Section 508 of the Rehabilitation Act requires that all Federal agencies output electronic and information technology that is accessible to people with disabilities. As of yet, this law only applies to the Federal, not the private sector, although there have been lawsuits in the private sector on online content that was not accessible to people with disabilities. The section 508 was mainly written for online HTML content. For accessible Flash content, you would also have to refer to Bob Regan's White paper on ‘Best Practices for Accessible Flash Design', since Flash is such a different medium then HTML.

Making your site or online content accessible to people with disabilities is just a matter of making ‘usable' content. Accessibility is about accommodating a minority group, but if you have a site that draws 10,000 hits a month, and 1% of your audience can't see the graphics, then you are alienating 100 people. That would be buses full of people you are turning away from your site every month! I think a lot of people are just not aware of the number of people that have a disability and that might hit their site and how many visually impaired people get on the web with an assistive technology.

I think part of the mission is to remove some of the barriers that come with making content accessible. One of them is the use of assistive technologies, such as screen readers. You can download the trial version of the screen reader JAWS, by Freedom Scientific here:
Free DEMO of JAWS 7.0 for Windows XP/2000 (52 MB)
It's easy to download and to run. It will run for a limited amount of time, before you have to re-boot, but it is long enough to test out a few websites. Just open a website in Internet Explorer (it won't run on other browsers) and it will start to read the content of the website.

What is self-voicing?

Just as you can make HTML content accessible, you can program Flash to become accessible to screen readers as well. Text in dynamic text boxes are read by a screen reader, and you can add Alt text to images and movieclips via actionscript or the accessibility panel in Flash. Self-voicing is when you make Flash content accessible, through system-level voices, instead of using a screen reader to read the content. This could mean, programming audio rollovers on buttons and adding voiced Alt descriptions to the system. Self-voicing is a great way to go for certain applications. Kiosks, in museums for example, do not run in an HTML browser, but run stand-alone. Since screen readers only work when the Flash content is within a browser, self-voicing is a great solution for stand-alone Flash executables, or for any other stand-alone Flash content on CD-ROMs for example, when screen readers are not available. Screen readers also come with a learning curve, so younger visually impaired users might not know how to use one yet, and self-voicing is a great solution for that age group as well.

Snert has come up with a unique way to make a Flash application self-voicing through the use of only one button. You can see an example here:
You can solve this puzzle game by using the mouse, but you can also tab through the elements to turn on the self-voicing features. Visually impaired users will use the tab key, to tab through online content instead of the using the mouse. The Accessibility Button gives information on the visual descriptions of the screen, and instructions on how to play the game by using only the tab key.

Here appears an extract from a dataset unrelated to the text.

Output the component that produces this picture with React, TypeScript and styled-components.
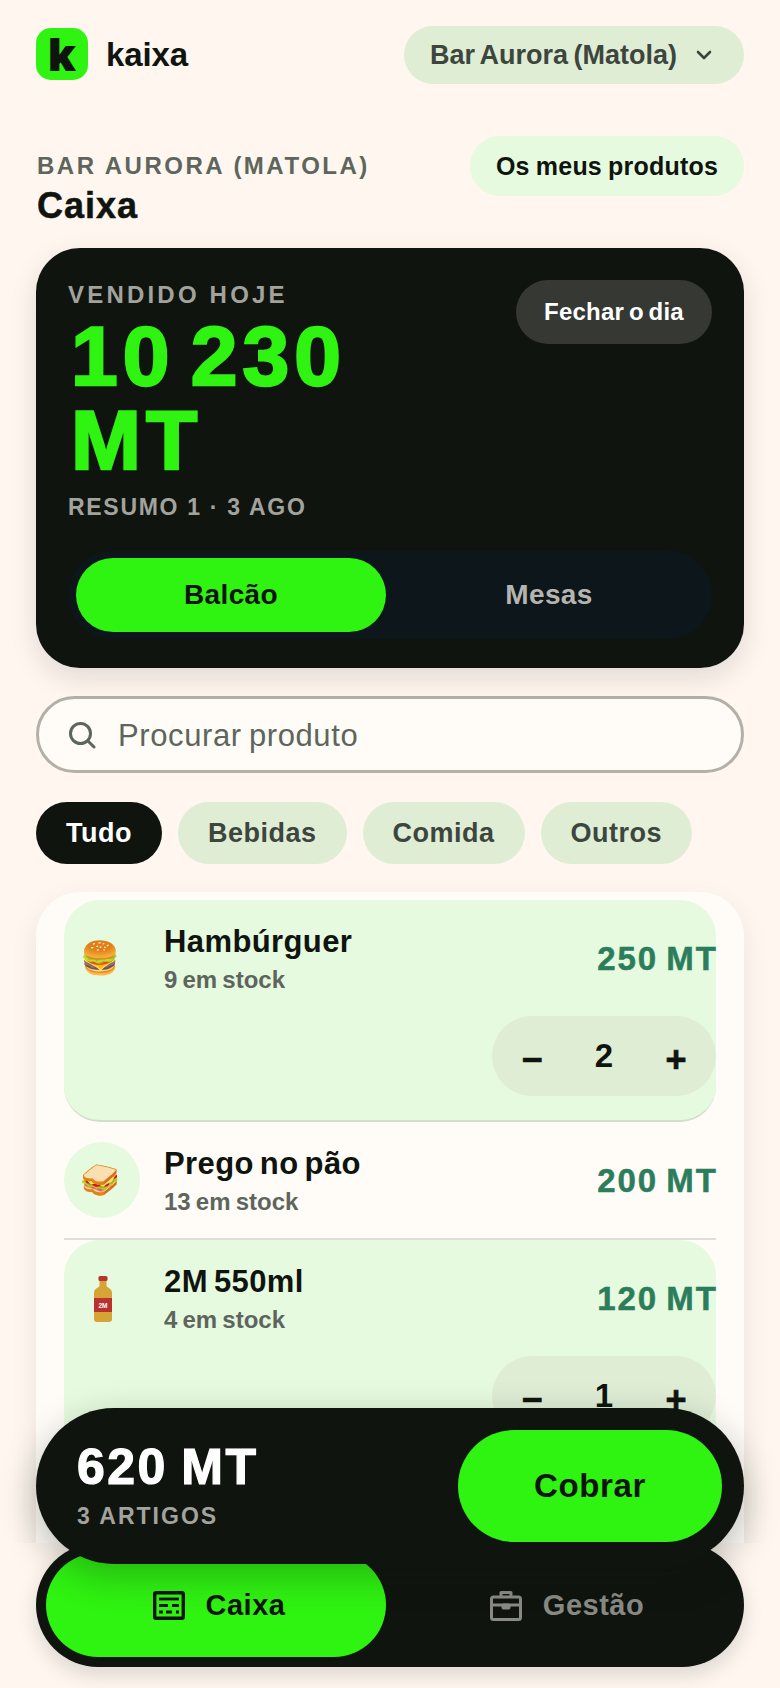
import React from 'react';
import styled, { createGlobalStyle } from 'styled-components';

const ink = '#10140f';
const lime = '#2ff311';
const mint = '#e6fadf';
const sage = '#dfedd5';
const muted = '#5d655c';
const sans = '"Liberation Sans", Arial, sans-serif';

const GlobalStyle = createGlobalStyle`
  * { box-sizing: border-box; }
  html, body { margin: 0; padding: 0; background: #fef6ef; }
  body { font-family: ${sans}; color: ${ink}; }
`;

const Page = styled.div`
  position: relative;
  height: 1688px;
  overflow: hidden;
  padding: 26px 36px 0;
  background: #fef6ef;
`;

const Header = styled.header`
  display: flex;
  align-items: center;
  justify-content: space-between;
  height: 58px;
`;

const Brand = styled.div`
  display: flex;
  align-items: center;
  gap: 18px;
`;

const LogoTile = styled.div`
  width: 52px;
  height: 52px;
  margin-top: -2px;
  border-radius: 15px;
  background: ${lime};
  display: flex;
  align-items: center;
  justify-content: center;
  font-family: Inter, sans-serif;
  font-weight: 900;
  font-size: 46px;
  line-height: 52px;
  color: ${ink};
`;

const BrandName = styled.span`
  font-size: 33px;
  font-weight: 700;
  letter-spacing: -0.1px;
`;

const StorePicker = styled.button`
  display: flex;
  align-items: center;
  gap: 18px;
  width: 340px;
  height: 58px;
  padding: 0 26px;
  border: none;
  border-radius: 29px;
  background: ${sage};
  color: #3d463d;
  font-family: ${sans};
  font-size: 27px;
  font-weight: 700;
  word-spacing: -2px;
  white-space: nowrap;
`;

const TitleRow = styled.div`
  display: flex;
  align-items: flex-start;
  justify-content: space-between;
  margin-top: 52px;
  height: 112px;
`;

const TitleBlock = styled.div`
  padding-top: 15px;
`;

const Eyebrow = styled.div`
  margin-left: 1px;
  font-size: 24px;
  line-height: 30px;
  font-weight: 700;
  letter-spacing: 2.5px;
  color: ${muted};
`;

const PageTitle = styled.h1`
  margin: 5px 0 0 1px;
  font-size: 36px;
  line-height: 40px;
  font-weight: 700;
  letter-spacing: 1px;
  -webkit-text-stroke: 0.5px ${ink};
`;

const ProductsButton = styled.button`
  width: 274px;
  height: 60px;
  border: none;
  border-radius: 30px;
  background: ${mint};
  color: ${ink};
  font-family: ${sans};
  font-size: 25px;
  font-weight: 700;
  letter-spacing: 0.2px;
  word-spacing: -1px;
`;

const Hero = styled.section`
  position: relative;
  height: 420px;
  padding: 33px 32px 29px;
  border-radius: 44px;
  background: ${ink};
  box-shadow: 0 10px 28px rgba(16, 20, 15, 0.12);
`;

const HeroLabel = styled.div`
  font-size: 24px;
  line-height: 27px;
  font-weight: 700;
  letter-spacing: 3.2px;
  color: #a3a39d;
`;

const Amount = styled.div`
  max-width: 400px;
  margin: 6px 0 0 3px;
  font-size: 84px;
  line-height: 84px;
  font-weight: 700;
  letter-spacing: 5px;
  word-spacing: -12px;
  color: ${lime};
  -webkit-text-stroke: 2.5px ${lime};
`;

const HeroNote = styled(HeroLabel)`
  margin-top: 12px;
  font-size: 23px;
  letter-spacing: 1.7px;
`;

const CloseDay = styled.button`
  position: absolute;
  top: 32px;
  right: 32px;
  width: 196px;
  height: 64px;
  border: none;
  border-radius: 32px;
  background: #363833;
  color: #fff;
  font-family: ${sans};
  font-size: 24px;
  font-weight: 700;
  letter-spacing: 0.2px;
  word-spacing: -2px;
`;

const Toggle = styled.div`
  display: grid;
  grid-template-columns: 1fr 1fr;
  gap: 8px;
  height: 88px;
  margin-top: 30px;
  padding: 7px 8px;
  border-radius: 44px;
  background: #0d161a;
`;

const ToggleOption = styled.div<{ $active?: boolean }>`
  display: flex;
  align-items: center;
  justify-content: center;
  border-radius: 37px;
  font-size: 28px;
  font-weight: 700;
  letter-spacing: 0.4px;
  background: ${(p) => (p.$active ? lime : 'transparent')};
  color: ${(p) => (p.$active ? ink : '#b5b5b0')};
`;

const Search = styled.div`
  display: flex;
  align-items: center;
  gap: 22px;
  height: 77px;
  margin-top: 28px;
  padding: 0 29px;
  border: 3px solid #b3b0a8;
  border-radius: 39px;
  background: #fffcf7;
  font-size: 31px;
  letter-spacing: 0.6px;
  word-spacing: -2px;
  color: ${muted};
`;

const SearchText = styled.span`
  margin-top: 2px;
`;

const Chips = styled.div`
  display: flex;
  gap: 16px;
  margin-top: 29px;
`;

const Chip = styled.div<{ $active?: boolean }>`
  display: flex;
  align-items: center;
  height: 62px;
  padding: 0 30px;
  border-radius: 31px;
  font-size: 27px;
  font-weight: 700;
  letter-spacing: 0.5px;
  background: ${(p) => (p.$active ? ink : sage)};
  color: ${(p) => (p.$active ? '#fff' : '#3d463d')};
`;

const List = styled.section`
  margin-top: 28px;
  padding: 8px 28px 320px;
  border-radius: 44px;
  background: #fffcf7;
  box-shadow: 0 10px 28px rgba(16, 20, 15, 0.08);
`;

const Row = styled.article<{ $selected?: boolean }>`
  padding: 20px 0 ${(p) => (p.$selected ? '24px' : '20px')};
  border-bottom: 2px solid ${(p) => (p.$selected ? '#cfdfc8' : '#dfdfda')};
  border-radius: ${(p) => (p.$selected ? '36px' : '0')};
  background: ${(p) => (p.$selected ? mint : 'transparent')};
`;

const RowMain = styled.div`
  display: flex;
  align-items: center;
  gap: 24px;
`;

const Thumb = styled.div`
  flex: none;
  display: flex;
  align-items: center;
  justify-content: center;
  width: 76px;
  height: 76px;
  padding-right: 4px;
  border-radius: 50%;
  background: ${mint};
  font-size: 32px;
  line-height: 1;
`;

const RowInfo = styled.div`
  flex: 1;
  padding-top: 2px;
`;

const ProductName = styled.div`
  font-size: 31px;
  line-height: 38px;
  font-weight: 700;
  letter-spacing: 0.4px;
  word-spacing: -3px;
`;

const Stock = styled.div`
  margin-top: 4px;
  font-size: 24px;
  line-height: 30px;
  font-weight: 700;
  word-spacing: -1.5px;
  color: ${muted};
`;

const Price = styled.div`
  margin: 2px -2px 0 0;
  font-size: 33px;
  font-weight: 700;
  letter-spacing: 2px;
  word-spacing: -3px;
  color: #2c7d5c;
  -webkit-text-stroke: 0.5px #2c7d5c;
`;

const Stepper = styled.div`
  display: grid;
  grid-template-columns: repeat(3, 1fr);
  align-items: center;
  width: 224px;
  height: 80px;
  margin: 20px 0 0 auto;
  padding: 0 4px;
  border-radius: 40px;
  background: ${sage};
  font-size: 33px;
  font-weight: 700;
  text-align: center;
`;

const StepSign = styled.span`
  padding-top: 8px;
  font-size: 36px;
  -webkit-text-stroke: 0.7px ${ink};
`;

const Checkout = styled.div`
  position: absolute;
  z-index: 2;
  left: 36px;
  right: 36px;
  top: 1408px;
  height: 156px;
  display: flex;
  align-items: center;
  justify-content: space-between;
  padding: 0 22px 0 41px;
  border-radius: 78px;
  background: ${ink};
  box-shadow: 0 12px 36px rgba(16, 20, 15, 0.28);
`;

const TotalBlock = styled.div`
  margin-top: -3px;
`;

const Total = styled.div`
  font-size: 50px;
  line-height: 56px;
  font-weight: 700;
  letter-spacing: 2.5px;
  word-spacing: -3px;
  color: #fff;
  -webkit-text-stroke: 1.2px #fff;
`;

const ItemCount = styled.div`
  margin-top: 7px;
  font-size: 23px;
  line-height: 28px;
  font-weight: 700;
  letter-spacing: 2px;
  color: #a3a39d;
`;

const ChargeButton = styled.button`
  width: 264px;
  height: 112px;
  border: none;
  border-radius: 56px;
  background: ${lime};
  color: ${ink};
  font-family: ${sans};
  font-size: 33px;
  font-weight: 700;
  letter-spacing: 0.6px;
`;

const BottomArea = styled.div`
  position: absolute;
  z-index: 1;
  left: 0;
  right: 0;
  bottom: 0;
  height: 145px;
  padding: 0 36px;
  background: #fef6ef;
`;

const Nav = styled.nav`
  display: grid;
  grid-template-columns: 1fr 1fr;
  gap: 8px;
  height: 124px;
  padding: 10px;
  border-radius: 62px;
  background: ${ink};
  box-shadow: 0 8px 20px rgba(16, 20, 15, 0.14);
`;

const NavTab = styled.div<{ $active?: boolean }>`
  display: flex;
  align-items: center;
  justify-content: center;
  gap: 21px;
  padding-left: 6px;
  border-radius: 52px;
  font-size: 29px;
  font-weight: 700;
  letter-spacing: 0.5px;
  background: ${(p) => (p.$active ? lime : 'transparent')};
  color: ${(p) => (p.$active ? ink : '#8a8a84')};
`;

const BottleArt = styled.svg`
  margin: 2px 0 0 6px;
`;

const Chevron = () => (
  <svg width="18" height="18" viewBox="0 0 18 18" fill="none" stroke="#3d463d" strokeWidth="2.6" strokeLinecap="round" strokeLinejoin="round">
    <path d="M3 6l6 6 6-6" />
  </svg>
);

const SearchIcon = () => (
  <svg width="28" height="28" viewBox="0 0 28 28" fill="none" stroke={muted} strokeWidth="3" strokeLinecap="round">
    <circle cx="12.5" cy="12.5" r="10" />
    <path d="M20 20l6 6" />
  </svg>
);

const TillIcon = () => (
  <svg width="32" height="29" viewBox="0 0 32 29" fill="none" stroke={ink} strokeWidth="3.4">
    <rect x="1.7" y="1.7" width="28.600" height="25.600" rx="1.500" />
    <path d="M6 8h20" strokeWidth="2.800" />
    <path d="M6 14.500h9M19 14.500h7" strokeWidth="2.800" />
    <path d="M6 21h4M13 21h6M23 21h3" strokeWidth="2.800" />
  </svg>
);

const CaseIcon = () => (
  <svg width="32" height="31" viewBox="0 0 32 31" fill="none" stroke="#8a8a84" strokeWidth="3" strokeLinejoin="round">
    <path d="M11 7V2.500h10V7" />
    <rect x="1.500" y="7" width="29" height="22.500" rx="2" />
    <path d="M1.500 15h29" />
    <rect x="12" y="14" width="8" height="5" rx="1" fill="#8a8a84" strokeWidth="1" />
  </svg>
);

const Bottle = () => (
  <BottleArt width="18" height="46" viewBox="0 0 18 46">
    <rect x="4.500" y="0" width="9" height="5" rx="1.500" fill="#b8322f" />
    <path d="M5.500 5h7v4.500c0 2 5.500 3 5.500 7V43a3 3 0 0 1-3 3H3a3 3 0 0 1-3-3V16.500c0-4 5.500-5 5.500-7z" fill="#d6a335" />
    <rect x="0" y="22" width="18" height="14" fill="#b8322f" />
    <text x="9" y="31.500" textAnchor="middle" fontSize="6.500" fontWeight="700" fontFamily={sans} fill="#fff">2M</text>
  </BottleArt>
);

const products = [
  { name: 'Hambúrguer', stock: '9 em stock', price: '250 MT', qty: 2, thumb: <>🍔</> },
  { name: 'Prego no pão', stock: '13 em stock', price: '200 MT', qty: 0, thumb: <>🥪</> },
  { name: '2M 550ml', stock: '4 em stock', price: '120 MT', qty: 1, thumb: <Bottle /> },
];

const App: React.FC = () => (
  <Page>
    <GlobalStyle />
    <Header>
      <Brand>
        <LogoTile>k</LogoTile>
        <BrandName>kaixa</BrandName>
      </Brand>
      <StorePicker>
        Bar Aurora (Matola)
        <Chevron />
      </StorePicker>
    </Header>

    <TitleRow>
      <TitleBlock>
        <Eyebrow>BAR AURORA (MATOLA)</Eyebrow>
        <PageTitle>Caixa</PageTitle>
      </TitleBlock>
      <ProductsButton>Os meus produtos</ProductsButton>
    </TitleRow>

    <Hero>
      <HeroLabel>VENDIDO HOJE</HeroLabel>
      <Amount>10 230 MT</Amount>
      <HeroNote>RESUMO 1 · 3 AGO</HeroNote>
      <CloseDay>Fechar o dia</CloseDay>
      <Toggle>
        <ToggleOption $active>Balcão</ToggleOption>
        <ToggleOption>Mesas</ToggleOption>
      </Toggle>
    </Hero>

    <Search>
      <SearchIcon />
      <SearchText>Procurar produto</SearchText>
    </Search>

    <Chips>
      <Chip $active>Tudo</Chip>
      <Chip>Bebidas</Chip>
      <Chip>Comida</Chip>
      <Chip>Outros</Chip>
    </Chips>

    <List>
      {products.map((item) => (
        <Row key={item.name} $selected={item.qty > 0}>
          <RowMain>
            <Thumb>{item.thumb}</Thumb>
            <RowInfo>
              <ProductName>{item.name}</ProductName>
              <Stock>{item.stock}</Stock>
            </RowInfo>
            <Price>{item.price}</Price>
          </RowMain>
          {item.qty > 0 && (
            <Stepper>
              <StepSign>−</StepSign>
              <span>{item.qty}</span>
              <StepSign>+</StepSign>
            </Stepper>
          )}
        </Row>
      ))}
    </List>

    <Checkout>
      <TotalBlock>
        <Total>620 MT</Total>
        <ItemCount>3 ARTIGOS</ItemCount>
      </TotalBlock>
      <ChargeButton>Cobrar</ChargeButton>
    </Checkout>

    <BottomArea>
      <Nav>
        <NavTab $active>
          <TillIcon />
          Caixa
        </NavTab>
        <NavTab>
          <CaseIcon />
          Gestão
        </NavTab>
      </Nav>
    </BottomArea>
  </Page>
);

export default App;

You spoke on the Design and Social Responsibility panel at SXSW 2006.
“Balancing the preferences of your clients against what you know to be good practice for usability, accessibility, standards compliance and other socially responsible elements of information architecture can be difficult. Panellists will help you make good choices and communicate effectively about them.”

Could you tell us a bit about this? Do you ever speak at other conferences or user groups?

Yes, I was invited to speak at this panel by Knowbility, in Austin, TX and we tried to make the humane case, instead of the business case for making online content accessible. We put together a list of rebuttals, against statements that clients might make against making a project accessible. I spoke on the topic of Flash, and one of the things you always hear on Flash and accessibility is If we implement 508 in Flash, we will have to sacrifice interactivity- and fun.' I showed that we are working on templates to make all the features that were used to be deemed inaccessible, accessible, such as Drag and Drop and visual games such as puzzles. One message that I am trying to get across is that Flash can be interactive, fun, and accessible at the same time! Many of the accessible features also contribute to overall usability of a game as well, so it becomes good practice. I have also spoken at other occasions on accessible Flash, such as the UT Flash User Group.

Could you tell us a bit about Knowbility and how you are involved?

Knowbility is a non-profit company in Austin , TX that provides accessibility consulting and advisory services. They are well-known nationwide for AIR, the Accessibility Internet Rally, that is held in Austin, Houston, San Antonio and Boston, where web professionals get together and make an accessible site or enhance existing ones and make them more accessible for people with disabilities, in one day. Knowbility does wonderful work and also hosts many informative classes on accessibility, like the Access-U Accessibility Conference, and other nationwide conferences, where I work with them and teach classes on accessible Flash.

Do you have any last words of advice for newcomers and aspiring game developers? Can you recommend any good resources?

Usability is very important. Always get as many people as you can playing your games, collect their comments and make changes to make them as usable as possible. Most of the time you are too close to your own work, to get the feedback you need.

As far as animation goes, check out the classes at www.animationmentor.com or sign up for their newsletter. They are THE best resource on learning advanced animation. The Animation Meat website www.animationmeat.com is also a great resource for the latest news on animation and model sheet examples.

As far as process goes, The Don Bluth Academy gives great insight into the animation process: www.donbluth.com/academy.html.

When you program in Flash, always apply Macromedia's Best Practices and Coding Conventions for Actionscript 2.0, to keep your code nice and neat.

Thank you Thea for a very informative interview!